The manuscripts are “wonderful and transformative,” says Mohamed Shahid Mathee, a senior lecturer in the department of religious studies at the University of Johannesburg, South Africa, who has studied the documents for more than two decades. “Access to them discredits previous claims that African history is simply oral and religious, but affirms that Africa has a written intellectual tradition.”
The need for digitization
Recent history prompted the initiative. In 2012 and 2013, the conflict in Mali endangered the Timbuktu manuscripts. At the time, Islamic fundamentalists were thought to have destroyed hundreds of thousands of documents, but a coordinated effort removed the vast majority of the manuscripts from the line of fire and only a few thousand are believed to have been burned.
Haidara and other librarians smuggled some 350,000 manuscripts more than 600 miles from Timbuktu to the Malian capital Bamako, where they were distributed to 27 homes for safekeeping.
Over time, most of these documents were returned to Timbuktu, and today more than 30,000 manuscripts have been photocopied and are safely stored in more than 30 city libraries. Haidara still protects these precious texts, spending most of his days as an indexer, a job that requires him to read manuscripts before summarizing their content. But determined that the country’s national heritage would never be lost forever, in 2014 he contacted Google.

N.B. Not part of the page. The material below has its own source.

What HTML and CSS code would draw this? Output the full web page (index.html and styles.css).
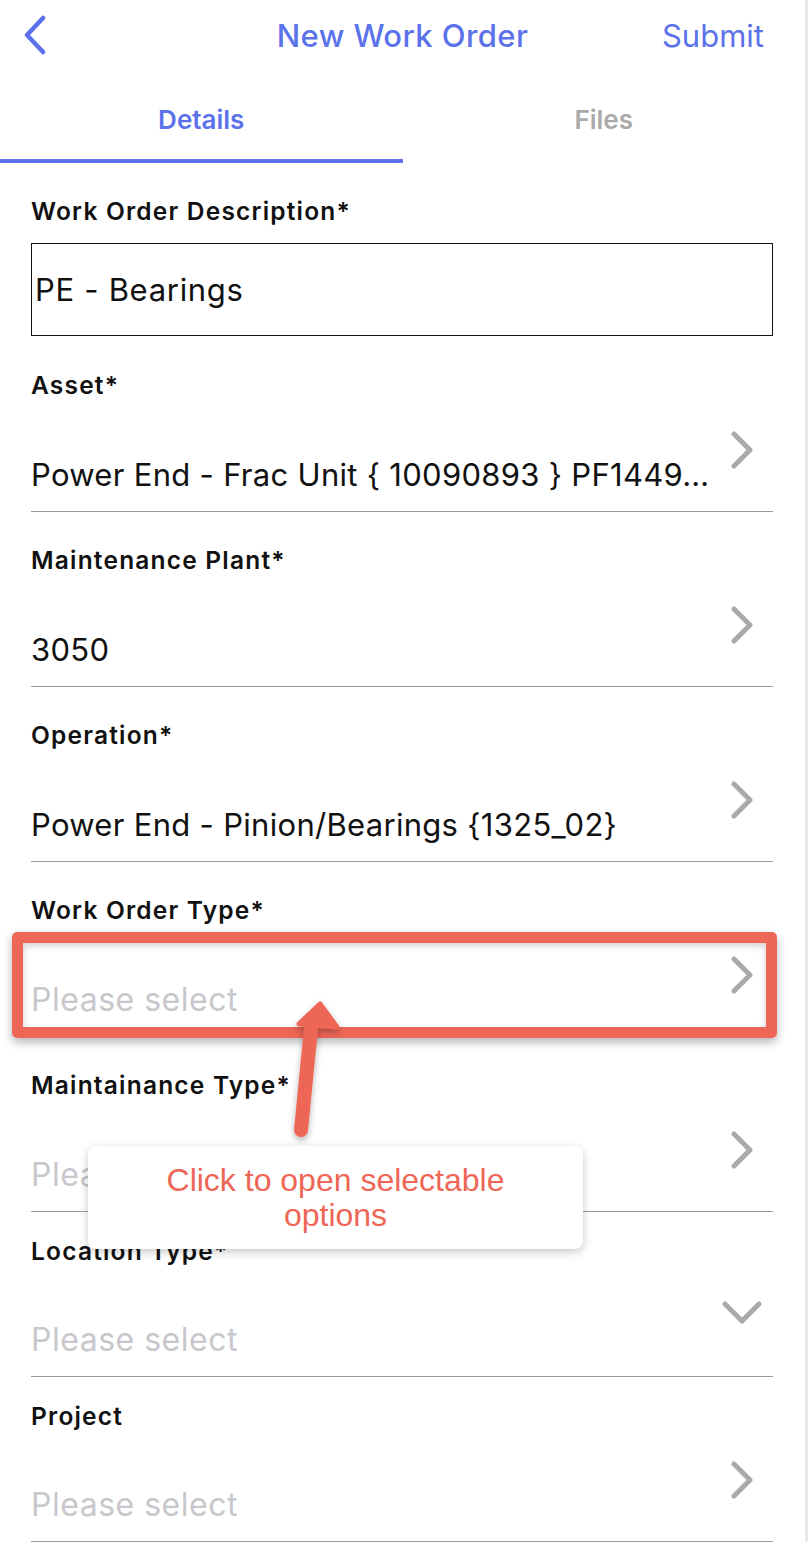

“I turned to Google for digitization because I want to record this legacy that we have in West Africa. It is of utmost importance to safeguard this legacy that is passed down from scientists, emperors and philosophers,” Haidara explained.
The manuscripts are indicative of Timbuktu’s cosmopolitan past. They are made from a variety of materials, ranging from animal skins to Italian paper, and are written in beautiful Arabic calligraphy. And due to their age, they are delicate.
“As a rule, manuscripts are never taken out of Mali,” Mathee says, so Haidara and a team of Malian archivists took it upon themselves to digitize them. Google shipped equipment including a high-resolution scanner with a camera mounted from Europe, and it took Haidara’s team eight years to scan and index the tens of thousands of pages.
“This is the first time that Google Arts and Culture has done something of this scale with regard to ancient manuscripts and their public availability on the Google platform,” Amit Sood, director of Google Arts and Culture, told CNN.
Haidara hopes that in addition to preserving the documents, making them more accessible will keep her story alive.
“When manuscripts are not read, they serve no purpose. We want to take this opportunity and extract some of these manuscripts to translate and publish them to the public,” she says.
By spreading the rich cultural history of Timbuktu, there are other potential benefits for the country.
“For many people, Mali might not be at the top of their itinerary,” says Sood, “but after visiting these pages, you might change your mind.”